The Εvent of Abundance in Nedousa
With deep roots in the ancient Dionysian worship, the “Event of Abundance” every Clean Monday in Nedousa, is the most authentic all day long event in Messinia.
The celebrations have as follows:
- Dance of the goats.
- Plowing
- Wedding
- Death and Resurrection
SMUDGING
First of all activities comes smudging! At the entrance of the village, a peasant, who has the role of the “Monk”, welcomes the visitors by painting them with black smoke from the wood stove. In Nedousa there are not viewers, only participants. The peasants early in the morning, having their faces painted, too, visit all of the village’s houses by wishing them all the best for the preparation of the celebration.
DANCE OF THE GOATS
Next, dressed in fleeces and horns, they walk along the village’s cobblestone streets by making deafening noise with their large bells. By this way they drive away the evil spirits, while at the same time, they call nature to wake up from winter’s lethargy.
PLOWING
It is the sacred moment of Nedousa’s events. Two peasants dressed up as oxen, drag a plow, making three rounds of the square upside down and vice versa clockwise. They are surrounded by people holding phallic symbols who, by provocative and inappropriate expressions, they are trying to challenge the flesh’s desires and thus to set them free. At the end, the two oxen,(symbolizing the male and female), fall in the ground and on top of them falls ash which symbolizes seeds ready for fertilization.
WEDDING
The groom and the “bride” are getting ready into different houses, each being accompanied by a crowd of people until they meet at the main square.

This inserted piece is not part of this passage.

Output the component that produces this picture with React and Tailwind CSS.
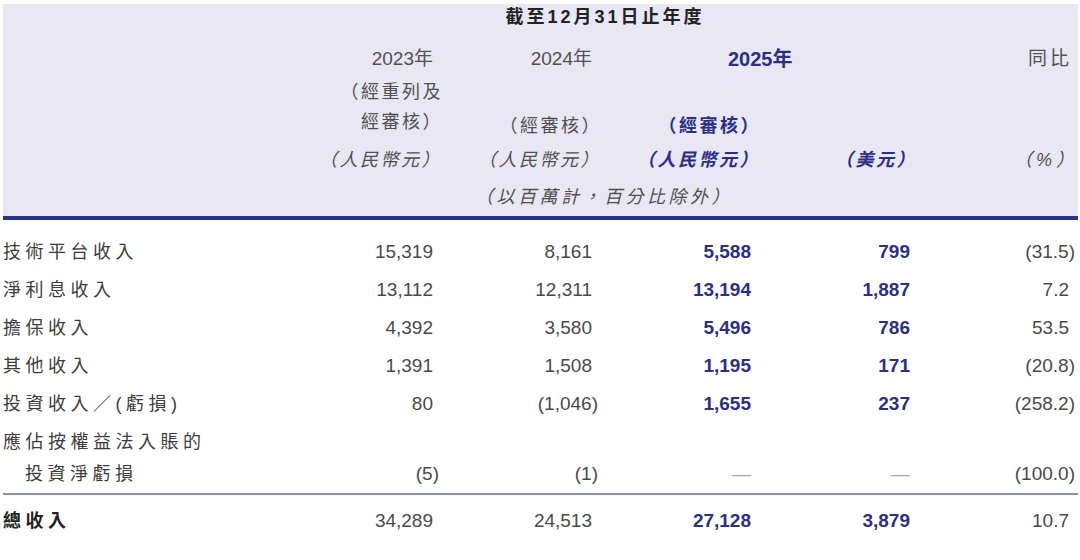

The couple, two men one of whom plays the bride, gets married before all people. What follows is the reproduction process, as an effort to cause fertility in the crops.
DEATH & RESURRECTION
At the final stage of the ceremony, the groom, who is played by the “Monk” who at the village’s entrance was painting the visitors, gets murdered and his body is brought to the square inside a coffin. The peasants mourn over his corpse by using various sexual references. By this way the groom is resigned and the arrival of spring is guaranteed leaving behind the defeated winter.
The events finish with drinking and dancing. First dances the former dead and we have the feast of life’s victory over death.